I've spent the last ten years in the space between application code and production, the messy, interesting place where deployments either feel invisible or keep you up at night.
I got into DevOps and platform engineering because I liked making that gap smaller. Fewer manual steps. Fewer surprises on release day. More time for teams to focus on what they're actually building. That instinct, to make things reliable and repeatable, still drives most of what I do.
A lot of my work has started with pipelines. Not because CI/CD is glamorous, but because it's where trust gets built. I've designed application and infrastructure pipelines across Jenkins, GitHub Actions, ArgoCD, and Terraform, from designing environments for Python and Node services to full AWS environments provisioned as code. When a team believes in their path to production, they ship with confidence. That's the bar I hold myself to.

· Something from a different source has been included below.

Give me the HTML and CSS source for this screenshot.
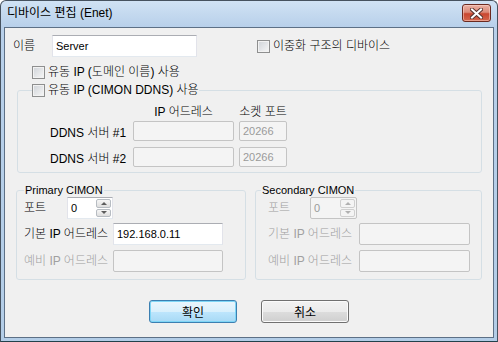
FILE: index.html
```html
<!doctype html>
<html lang="ko">
  <head>
    <meta charset="UTF-8" />
    <title>디바이스 편집 (Enet)</title>
    <link rel="stylesheet" href="styles.css">
  </head>
  <body>
    <div class="window">
      <div class="titlebar">
        <span class="title">디바이스 편집 (Enet)</span>
        <span class="close-btn">
          <svg width="13" height="11" viewBox="0 0 13 11">
            <path d="M2 1.5 L11 9.5 M11 1.5 L2 9.5" stroke="#5a3530" stroke-width="4" stroke-linecap="square"/>
            <path d="M2 1.5 L11 9.5 M11 1.5 L2 9.5" stroke="#ffffff" stroke-width="2" stroke-linecap="square"/>
          </svg>
        </span>
      </div>

      <div class="frame">
        <div class="client">
          <div class="name-row">
            <span class="lbl name-lbl">이름</span>
            <input class="edit name-edit" type="text" value="Server">
            <label class="check redundant"><span class="box"></span>이중화 구조의 디바이스</label>
          </div>

          <label class="check dyn-domain"><span class="box"></span>유동 IP (도메인 이름) 사용</label>

          <fieldset class="group ddns">
            <legend><label class="check"><span class="box"></span>유동 IP (CIMON DDNS) 사용</label></legend>
            <div class="ddns-body">
              <div class="ddns-head">
                <span class="col-ip">IP 어드레스</span>
                <span class="col-port">소켓 포트</span>
              </div>
              <div class="ddns-grid">
                <span class="lbl">DDNS 서버 #1</span>
                <input class="edit off ddns-ip" type="text" value="" disabled>
                <input class="edit off ddns-port" type="text" value="20266" disabled>
                <span class="lbl">DDNS 서버 #2</span>
                <input class="edit off ddns-ip" type="text" value="" disabled>
                <input class="edit off ddns-port" type="text" value="20266" disabled>
              </div>
            </div>
          </fieldset>

          <div class="cimon-row">
            <fieldset class="group cimon primary">
              <legend>Primary CIMON</legend>
              <div class="rows">
                <div class="field">
                  <span class="lbl port-lbl">포트</span>
                  <div class="spin">
                    <span class="spin-val">0</span>
                    <span class="spin-btns"><span class="up"></span><span class="down"></span></span>
                  </div>
                </div>
                <div class="field">
                  <span class="lbl ip-lbl">기본 IP 어드레스</span>
                  <input class="edit ip-edit" type="text" value="192.168.0.11">
                </div>
                <div class="field spare">
                  <span class="lbl ip-lbl grey">예비 IP 어드레스</span>
                  <input class="edit off ip-edit" type="text" value="" disabled>
                </div>
              </div>
            </fieldset>

            <fieldset class="group cimon secondary">
              <legend>Secondary CIMON</legend>
              <div class="rows">
                <div class="field">
                  <span class="lbl port-lbl grey">포트</span>
                  <div class="spin off">
                    <span class="spin-val">0</span>
                    <span class="spin-btns"><span class="up"></span><span class="down"></span></span>
                  </div>
                </div>
                <div class="field">
                  <span class="lbl ip-lbl grey">기본 IP 어드레스</span>
                  <input class="edit off ip-edit" type="text" value="" disabled>
                </div>
                <div class="field spare">
                  <span class="lbl ip-lbl grey">예비 IP 어드레스</span>
                  <input class="edit off ip-edit" type="text" value="" disabled>
                </div>
              </div>
            </fieldset>
          </div>

          <div class="buttons">
            <button class="btn default">확인</button>
            <button class="btn">취소</button>
          </div>
        </div>
      </div>
    </div>
  </body>
</html>
```

FILE: styles.css
```css
body {
    margin: 0;
    padding: 0;
    background: #ffffff;
}

/* Window frame */
.window {
    width: 498px;
    height: 342px;
    box-sizing: border-box;
    border: 1px solid #46525f;
    border-bottom-color: #22414b;
    border-radius: 6px 6px 0 0;
    background: linear-gradient(#d0e2f4, #b8d0ea 26px, #b3cde7);
    display: flex;
    flex-direction: column;
    overflow: hidden;
    font: 300 12px/14px "Liberation Sans", "Noto Sans CJK KR", sans-serif;
    color: #000;
}

.titlebar {
    height: 26px;
    flex: none;
    display: flex;
    align-items: flex-start;
}

.title {
    margin: 5px 0 0 6px;
    font-weight: 400;
}

.close-btn {
    margin: 3px 6px 0 auto;
    width: 29px;
    height: 18px;
    box-sizing: border-box;
    border: 1px solid #6b2a20;
    border-radius: 3px;
    background: linear-gradient(#eab1a4 0, #dc8a78 45%, #c9462f 55%, #d5674d 100%);
    box-shadow: inset 0 0 0 1px rgba(255, 220, 210, 0.5);
    display: flex;
    align-items: center;
    justify-content: center;
}

.frame {
    flex: 1;
    display: flex;
    padding: 0 3px 3px;
}

.client {
    flex: 1;
    border: 1px solid #5d7086;
    background: #f0f0f0;
}

.lbl {
    white-space: nowrap;
}

.grey {
    color: #a0a0a0;
}

/* Edit boxes */
.edit {
    box-sizing: border-box;
    height: 22px;
    margin: 0;
    padding: 0 0 0 3px;
    border: 1px solid;
    border-color: #abadb3 #e2e3ea #e3e9ef #e2e3ea;
    background: #ffffff;
    font: 11px "Liberation Sans", sans-serif;
    color: #000;
    outline: none;
}

.edit.off {
    background: #f4f4f4;
    border-color: #c4c4c4;
    border-radius: 2px;
    color: #9a9a9a;
}

/* Check boxes */
.check {
    display: flex;
    align-items: center;
    gap: 3px;
    width: max-content;
    height: 14px;
    white-space: nowrap;
}

.box {
    width: 13px;
    height: 13px;
    box-sizing: border-box;
    border: 1px solid #8e8f8f;
    background: linear-gradient(135deg, #cfd3d8, #f7f7f7);
    box-shadow: inset 0 0 0 1px #f2f2f2;
}

.name-row {
    display: flex;
    align-items: center;
    padding: 7px 0 0 8px;
}

.name-lbl {
    width: 39px;
}

.name-edit {
    width: 145px;
}

.redundant {
    margin-left: 60px;
}

.dyn-domain {
    margin: 8px 0 0 27px;
}

/* Group boxes */
.group {
    margin: 0;
    padding: 0;
    min-width: 0;
    border: 1px solid #d5dfe5;
    border-radius: 3px;
}

.group legend {
    padding: 0;
}

.ddns {
    width: 465px;
    box-sizing: border-box;
    margin: 4px 0 0 12px;
    padding: 8px 0 5px;
}

.ddns legend {
    margin-left: 14px;
}

.ddns-body {
    padding-left: 32px;
}

.ddns-head {
    display: flex;
    margin: 0 0 2px 83px;
}

.col-ip {
    width: 106px;
    padding-right: 5px;
    box-sizing: border-box;
    text-align: center;
}

.col-port {
    width: 48px;
    text-align: center;
}

.ddns-grid {
    display: grid;
    grid-template-columns: 83px 106px 48px;
    row-gap: 6px;
    align-items: center;
}

.ddns-grid .lbl {
    padding-top: 4px;
}

.ddns-ip {
    width: 101px;
    height: 20px;
}

.ddns-port {
    width: 48px;
    height: 20px;
}

/* CIMON groups */
.cimon-row {
    display: flex;
    gap: 9px;
    margin: 10px 0 0 11px;
}

.cimon {
    box-sizing: border-box;
    padding-bottom: 7px;
}

.cimon legend {
    font: 400 11px/14px "Liberation Sans", sans-serif;
    padding: 0 1px;
}

.rows {
    display: flex;
    flex-direction: column;
    gap: 4px;
}

.field {
    display: flex;
    align-items: center;
}

.field.spare {
    margin-top: 1px;
}

.primary {
    width: 230px;
}

.primary legend {
    margin-left: 7px;
}

.primary .rows { padding-left: 7px; }
.primary .port-lbl { width: 43px; }
.primary .ip-lbl { width: 89px; }
.primary .spin { width: 46px; }
.primary .ip-edit { width: 110px; }

.secondary {
    width: 227px;
}

.secondary legend {
    margin-left: 5px;
}

.secondary .rows { padding-left: 12px; }
.secondary .port-lbl { width: 42px; }
.secondary .ip-lbl { width: 91px; }
.secondary .spin { width: 47px; }
.secondary .ip-edit { width: 111px; }

/* Up-down control */
.spin {
    display: flex;
    height: 22px;
    box-sizing: border-box;
    border: 1px solid;
    border-color: #abadb3 #e2e3ea #e3e9ef #e2e3ea;
    background: #ffffff;
}

.spin.off {
    background: #f4f4f4;
    border-color: #c4c4c4;
    border-radius: 2px;
    color: #9a9a9a;
}

.spin-val {
    flex: 1;
    padding-left: 3px;
    font: 11px/20px "Liberation Sans", sans-serif;
}

.spin-btns {
    width: 15px;
    display: flex;
    flex-direction: column;
    gap: 1px;
    padding: 1px 1px 1px 0;
}

.spin-btns span {
    flex: 1;
    border: 1px solid #b7bcc2;
    border-radius: 2px;
    background: linear-gradient(#f6f6f6, #dedede);
    display: flex;
    align-items: center;
    justify-content: center;
}

.spin-btns .up::after {
    content: '';
    border-left: 3px solid transparent;
    border-right: 3px solid transparent;
    border-bottom: 3px solid #5c5c5c;
}

.spin-btns .down::after {
    content: '';
    border-left: 3px solid transparent;
    border-right: 3px solid transparent;
    border-top: 3px solid #5c5c5c;
}

.spin.off .spin-btns span {
    border-color: #cfcfcf;
    background: #f4f4f4;
}

.spin.off .spin-btns .up::after { border-bottom-color: #b0b0b0; }
.spin.off .spin-btns .down::after { border-top-color: #b0b0b0; }

/* Dialog buttons */
.buttons {
    display: flex;
    justify-content: center;
    gap: 24px;
    margin-top: 20px;
}

.btn {
    width: 88px;
    height: 23px;
    padding: 0;
    border: 1px solid #707070;
    border-radius: 3px;
    background: linear-gradient(#f2f2f2 0, #ebebeb 50%, #dddddd 50%, #cfcfcf 100%);
    box-shadow: inset 0 0 0 1px #fbfbfb;
    font: 12px/14px "Noto Sans CJK KR", sans-serif;
    color: #000;
}

.btn.default {
    border-color: #3c7fb1;
    background: linear-gradient(#eaf6fd 0, #d9f0fc 50%, #bee6fd 50%, #a7d9f5 100%);
    box-shadow: inset 0 0 0 1px #7fd6f6;
}
```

At enterprise scale, Kubernetes stops being a single cluster and becomes a shared foundation: many teams, many tenants, one platform. I've designed and operated multi-tenant EKS environments with proper isolation, RBAC, and guardrails across hundreds of clusters. The hard part isn't the manifests. It's making the platform feel safe and predictable for everyone on it, including whoever is on-call at 2 a.m.
That experience led me to internal developer platforms. I led the architecture of an IDP that moved teams off brittle VM workflows onto Kubernetes, with self-service for developers and consistent standards for the organization. Reusable Terraform modules, GitOps with ArgoCD, sensible paths for Python and Node applications. The goal was straightforward: make the right thing the easy thing.
Cloud cost is where good engineering meets real business impact. I've optimized over $250K in lifetime cloud spend through right-sizing, event-driven automation, and treating cost as a metric you watch, not a surprise you explain. Reliability and efficiency usually turn out to be the same conversation.
None of it holds together without observability and governance. I've built monitoring stacks with Prometheus, Grafana, Loki, and Datadog, and embedded security and compliance checks into CI/CD so problems surface early, not in production. A platform that runs fast but fails quietly isn't a platform I'd want to operate.
If you're reading this, you're probably deciding whether we'd work well together. I care about that. I enjoy mentoring engineers, partnering with product teams, and solving problems that sit at the intersection of people and infrastructure. However you found your way here, whether hiring, collaborating, or just curious, I'm glad you stopped by.